With thousands in isolation after contracting COVID-19 and scores more unable to see loved ones thanks to cancelled flights and closed borders, the ‘most wonderful time of the year’ is looking grim in NSW.
Those still able to celebrate are unlikely to get a normal Christmas Day either, with 6288 new cases reported on Saturday as infections continuing skyrocketing.
That’s a rise of 676 on the number reported the day before and a new record for NSW.
No new deaths were reported.
Testing numbers dropped significantly, with more than 149,000 people being swabbed, about 15,000 fewer than the day before.
The number of people in hospital with the virus nudged slightly higher, to 388, an increase of six.
But one fewer person is in intensive care, taking the total to 52.
Most of those hospitalised are unvaccinated, NSW Health says.
But the good news is that the state is now all but guaranteed to reach it’s goal of 95 per cent vaccination coverage, with the share of people with at least one dose hitting that target on Saturday.

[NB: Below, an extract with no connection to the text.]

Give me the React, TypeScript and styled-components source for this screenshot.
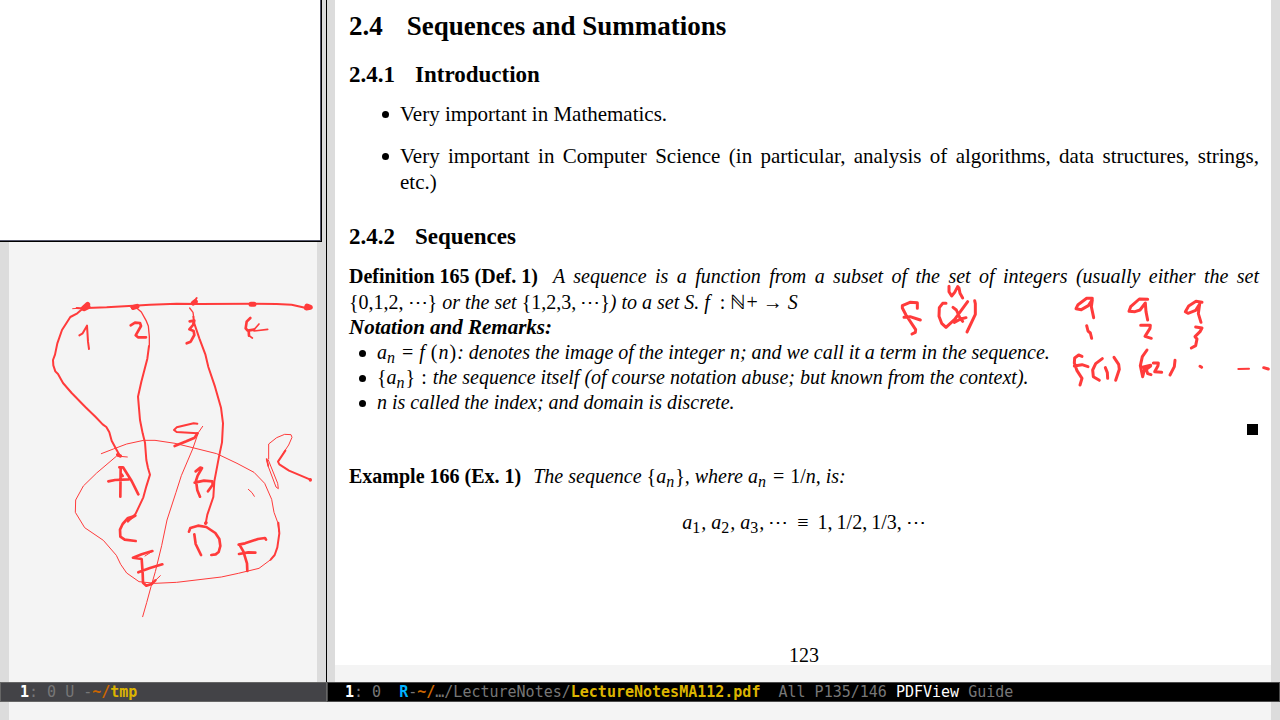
import React from 'react';
import styled, { createGlobalStyle } from 'styled-components';

const GlobalStyle = createGlobalStyle`
  * { box-sizing: border-box; }
  body { margin: 0; background: #f4f4f4; }
`;

const Frame = styled.div`
  display: flex;
  flex-direction: column;
  min-height: 100vh;
  overflow: hidden;
`;

const Windows = styled.main`
  flex: 1;
  display: grid;
  grid-template-columns: minmax(0, 327fr) minmax(0, 953fr);
`;

const Pane = styled.section`
  display: flex;
  flex-direction: column;
`;

const Buffer = styled.div<{ $left: number; $divider?: boolean }>`
  position: relative;
  flex: 1;
  border-left: ${(p) => p.$left}px solid #dcdcdc;
  border-right: 9px solid #dcdcdc;
  ${(p) => p.$divider && 'box-shadow: 1px 0 0 #000; margin-right: 1px;'}
`;

const Camera = styled.div`
  position: absolute;
  top: 0;
  left: -9px;
  width: 322px;
  height: 242px;
  background: #fff;
  border: solid #000;
  border-width: 0 1px 1px 0;
  box-shadow: inset -1px -1px 0 #55566a;
`;

const Ink = styled.svg`
  position: absolute;
  fill: none;
  stroke: #ff3b3b;
  stroke-linecap: round;
  stroke-linejoin: round;
  pointer-events: none;
`;

const BoardInk = styled(Ink)`
  top: 0;
  left: -9px;
  width: 326px;
  height: 682px;
`;

const PageInk = styled(Ink)`
  top: 260px;
  right: 0;
  width: 391px;
  height: 190px;
`;

const ModeLine = styled.footer<{ $active?: boolean }>`
  height: 20px;
  padding-left: ${(p) => (p.$active ? 17 : 19)}px;
  border: 1px solid ${(p) => (p.$active ? '#4a4a4a' : '#666')};
  background: ${(p) => (p.$active ? '#000' : '#434347')};
  color: #777;
  font: 15px/18px 'DejaVu Sans Mono', monospace;
  white-space: pre;
  overflow: hidden;
`;

const Mark = styled.span<{ $color: string; $bold?: boolean }>`
  color: ${(p) => p.$color};
  font-weight: ${(p) => (p.$bold ? 700 : 400)};
`;

const Echo = styled.div`
  height: 18px;
  border: solid #dcdcdc;
  border-width: 0 9px;
`;

const Sheet = styled.article`
  padding: 10px 12px 0 14px;
  background: #fff;
  color: #000;
  font: 21px/26px 'Liberation Serif', serif;
`;

const Chapter = styled.h1`
  display: flex;
  gap: 24px;
  margin: 0 0 20px;
  font-size: 27px;
  line-height: 32px;
`;

const Section = styled.h2`
  display: flex;
  gap: 20px;
  margin: 0 0 13px;
  font-size: 23px;
  line-height: 26px;
`;

const Topics = styled.ul`
  display: flex;
  flex-direction: column;
  gap: 16px;
  margin: 0 0 29px;
  padding: 0 0 0 51px;
  list-style: none;
`;

const Remarks = styled.ul`
  margin: 0;
  padding: 0 0 0 28px;
  list-style: none;
  font-size: 20px;
  font-style: italic;
  line-height: 25px;
`;

const Item = styled.li`
  position: relative;
  &::before {
    content: '';
    position: absolute;
    top: 10px;
    left: -18px;
    width: 7px;
    height: 7px;
    border-radius: 50%;
    background: #000;
  }
`;

const Paragraph = styled.p`
  margin: 0;
  font-size: 20px;
  font-style: italic;
`;

const Line = styled.span<{ $full?: boolean }>`
  display: block;
  white-space: nowrap;
  ${(p) => p.$full && 'text-align: justify; text-align-last: justify; white-space: normal;'}
`;

const Label = styled.b`
  display: inline-block;
  margin-right: 7px;
  font-style: normal;
`;

const Subhead = styled.h3`
  margin: 0;
  font-size: 21px;
  font-style: italic;
  line-height: 25px;
`;

const Up = styled.span`
  font-style: normal;
`;

const Relation = styled(Up)`
  margin: 0 1px;
`;

const Sub = styled.sub`
  margin-right: 1px;
  font-size: 16px;
  line-height: 0;
  vertical-align: -4px;
`;

const Tombstone = styled.div`
  width: 11px;
  height: 11px;
  margin: 9px 1px 28px auto;
  background: #000;
`;

const Formula = styled.p`
  margin: 20px 0 111px;
  font-size: 20px;
  font-style: italic;
  text-align: center;
`;

const Folio = styled.div`
  font-size: 20px;
  line-height: 19px;
  text-align: center;
`;

const An = () => (
  <>
    a<Sub>n</Sub>
  </>
);

export default function App() {
  return (
    <>
      <GlobalStyle />
      <Frame>
        <Windows>
          <Pane>
            <Buffer $left={9} $divider>
              <Camera />
              <BoardInk viewBox="0 0 978 2046" aria-label="Mapping from numbers to letters">
                <g transform="translate(0 660)" strokeWidth="8">
                  <path strokeWidth="6" d="M230 264L240 265L320 262L400 257L450 254L530 251L600 252L760 251L830 252L875 254L915 263" />
                  <path strokeWidth="3" d="M218 266L235 265" />
                  <path strokeWidth="15" d="M250 265L263 253M252 266L264 260M400 262L411 259M580 249L586 245M753 253L762 253M919 264L931 262L921 258Z" />
                  <path strokeWidth="6" d="M583 243L590 234" />
                  <path strokeWidth="3" d="M392 262Q395 272 402 268" />
                  <path strokeWidth="6" d="M246 268L232 280L211 291L186 330L172 370L165 404L159 420L160 436L166 454L174 462L189 489L215 519L256 561L287 591L308 613L319 621L328 637L335 662L350 690L360 708" />
                  <path strokeWidth="6" d="M238 346L248 340L261 317L264 365L267 387" />
                  <path d="M392 316L405 308L420 309L423 318L407 346L414 352L438 352M569 304L583 302L579 315L568 328L581 333L583 345L572 365L560 370M751 294L740 305L737 325L743 332L762 329M746 332L747 347" />
                  <path strokeWidth="5" d="M747 347L757 354M762 329L777 312M762 333L803 328" />
                  <path strokeWidth="4" d="M410 264L424 276L438 301L445 318L448 350L448 376" />
                  <path strokeWidth="6" d="M447 378L442 416L424 485L414 530L420 600L428 640L435 668L439 720L444 744L450 764L439 799L430 832L407 881L384 905" />
                  <path strokeWidth="4" d="M569 264L579 277L581 291" />
                  <path strokeWidth="6" d="M580 290L583 311L598 355L616 403L625 441L645 500L663 563L669 610L666 667L657 710L643 784L640 831L622 884L617 910" />
                </g>
                <g transform="translate(0 1260)" strokeWidth="8">
                  <path strokeWidth="3" d="M304 101L340 87L380 72L431 61L465 61L525 70L582 84L650 101L711 130L762 157L794 190L815 238L822 277L833 307L837 335" />
                  <path strokeWidth="6" d="M835 308L838 340L832 382L824 405L812 419" />
                  <path strokeWidth="3" d="M812 419L777 445L715 460L664 471L530 487L465 490L417 485L380 459L362 433L349 406L310 361L254 323L226 277L227 240L250 198L290 159L350 108L382 111" />
                  <path strokeWidth="3" d="M608 19L595 38L578 87L544 167L528 217L501 300L485 377L466 455L453 500L440 548L428 590M481 467L455 492M745 208L756 218L763 229" />
                  <path strokeWidth="6" d="M592 11L581 10L530 22L522 30L530 36L592 40" />
                  <path d="M592 40L584 53L559 64L524 78M325 184L345 180L386 178M362 143L361 230M358 142L369 142L395 183L415 223M362 160L368 168M406 287L384 300M404 288L384 294L368 312L360 329L361 350L374 359L407 363M587 154L601 143L606 144L593 167L588 182L592 211L600 230M584 188L612 182L637 184L638 194L624 214M567 335L571 324L594 317L619 321L646 339L658 357L661 378L656 396L647 403L634 405M583 343L587 372L603 405M457 393L425 403L399 413L425 417L428 460L429 488L439 497L455 492L466 481M415 457L450 444L487 433M716 374L735 370L774 357L795 354L798 359M718 373L730 394L741 430L742 453M717 402L745 397L766 398" />
                  <path strokeWidth="3" d="M435 408L457 394M806 117L806 72L830 53L854 43L873 44L876 52L866 75L850 99M800 118L805 140L828 201L835 206L833 190L805 120" />
                  <path strokeWidth="6" d="M856 92L834 125L838 133L867 152L931 179" />
                  <path strokeWidth="5" d="M800 117L805 138" />
                  <path strokeWidth="10" d="M931 179L931 180M353 104L361 108M618 308L617 310" />
                </g>
              </BoardInk>
            </Buffer>
            <ModeLine>
              <Mark $color="#fff" $bold>1</Mark>: 0 U -<Mark $color="#cc6600" $bold>~/</Mark>
              <Mark $color="#dcb400" $bold>tmp</Mark>
            </ModeLine>
          </Pane>
          <Pane>
            <Buffer $left={8}>
              <Sheet>
                <Chapter><span>2.4</span><span>Sequences and Summations</span></Chapter>
                <Section><span>2.4.1</span><span>Introduction</span></Section>
                <Topics>
                  <Item>Very important in Mathematics.</Item>
                  <Item>
                    <Line $full>Very important in Computer Science (in particular, analysis of algorithms, data structures, strings,</Line>
                    <Line>etc.)</Line>
                  </Item>
                </Topics>
                <Section><span>2.4.2</span><span>Sequences</span></Section>
                <Paragraph>
                  <Line $full>
                    <Label>Definition 165 (Def. 1)</Label> A sequence is a function from a subset of the set of integers (usually either the set
                  </Line>
                  <Line>
                    <Up>{'{0,1,2,\u2009⋯}'}</Up> or the set <Up>{'{1,2,3,\u2009⋯}'}</Up>) to a set S. f <Up>&nbsp;: ℕ+ →</Up> S
                  </Line>
                </Paragraph>
                <Subhead>Notation and Remarks:</Subhead>
                <Remarks>
                  <Item><An /> <Relation>=</Relation> f <Relation>(</Relation>n<Relation>)</Relation>: denotes the image of the integer n; and we call it a term in the sequence.</Item>
                  <Item><Up>{'{'}</Up><An /><Up>{'}'}</Up> <Relation>:</Relation> the sequence itself (of course notation abuse; but known from the context).</Item>
                  <Item>n is called the index; and domain is discrete.</Item>
                </Remarks>
                <Tombstone />
                <Paragraph>
                  <Label>Example 166 (Ex. 1)</Label> The sequence <Up>{'{'}</Up><An /><Up>{'}'}</Up>, where <An /> <Relation>=</Relation> <Up>1/</Up>n, is:
                </Paragraph>
                <Formula>
                  a<Sub><Up>1</Up></Sub>, a<Sub><Up>2</Up></Sub>, a<Sub><Up>3</Up></Sub>,<Up>{'\u2009⋯ \u2009≡\u2009 1,\u20091/2,\u20091/3,\u2009⋯'}</Up>
                </Formula>
                <Folio>123</Folio>
              </Sheet>
              <PageInk viewBox="0 0 1173 570" strokeWidth="9" aria-label="Handwritten notes">
                <path d="M207 79L207 95L215 108L224 97L233 80L237 84L240 100L248 114M112 145L112 128L90 127L67 137L67 144L78 165L107 209L106 217L96 222M72 172L90 170L121 180M198 130L188 130L178 143L177 169L185 190L198 202L224 178L263 125M219 142L229 150L240 174L248 184M258 173L242 177L223 187M284 122L286 131L286 163L261 216" />
                <path d="M637 115L620 115L594 134L588 146L604 149L625 137L637 119L634 140L641 173M803 118L778 117L752 140L747 154L765 155L780 150L796 129L798 155L803 180M966 127L948 124L926 138L916 155L924 160L947 151L959 132L955 161L963 187M620 197L624 213L631 219L635 235M782 196L811 196L810 205L795 229L814 235M947 201L966 204L960 215L945 230L951 237L947 257L934 264" />
                <path d="M606 289L596 285L584 294L583 309L591 332L606 355L600 375M583 318L606 314L624 320M667 296L647 311L638 330L640 350L658 361M676 323L682 338L683 355M702 292L716 313L718 328L707 361M801 270L787 290L781 317L788 350L794 326M787 322L812 316M812 318L799 328L803 341L813 344M820 309L835 309L834 317L824 335L845 337M885 301L883 320L870 345M960 319L965 322M1151 323L1165 327" />
                <path strokeWidth="6" d="M1075 327L1107 326" />
              </PageInk>
            </Buffer>
            <ModeLine $active>
              <Mark $color="#fff" $bold>1</Mark>: 0  <Mark $color="#00b4ff" $bold>R</Mark>-<Mark $color="#cc6600" $bold>~/</Mark>…/LectureNotes/<Mark $color="#dcb400" $bold>LectureNotesMA112.pdf</Mark>{'  '}All P135/146 <Mark $color="#fff">PDFView</Mark> Guide
            </ModeLine>
          </Pane>
        </Windows>
        <Echo />
      </Frame>
    </>
  );
}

The spiralling outbreak is swamping contact tracers, overwhelming testing sites and affecting flight schedules as authorities reintroduce mask rules.
Dozens of Jetstar and Qantas domestic flights out of Sydney were cancelled on Christmas Eve as frontline staff deemed close contacts were forced to get tested and isolate as the virus spreads through the city.
The situation has also prompted the government to reintroduce some restrictions that were only wound back on December 15.
More than 30,000 people have been diagnosed with the virus in NSW in the days since.
Masks are again required in indoor settings, with hospitality venues to return to the one person per two-square metre rule and QR codes to be compulsory again from Monday.
While no restrictions will impact Christmas gatherings at homes on Saturday, those still able to celebrate are encouraged to take COVID-19 precautions where ever possible.
Revellers should undertake rapid antigen tests before gathering, should prioritise ventilation and should ask elderly visitors to sit outside on the verandah, NSW Health says.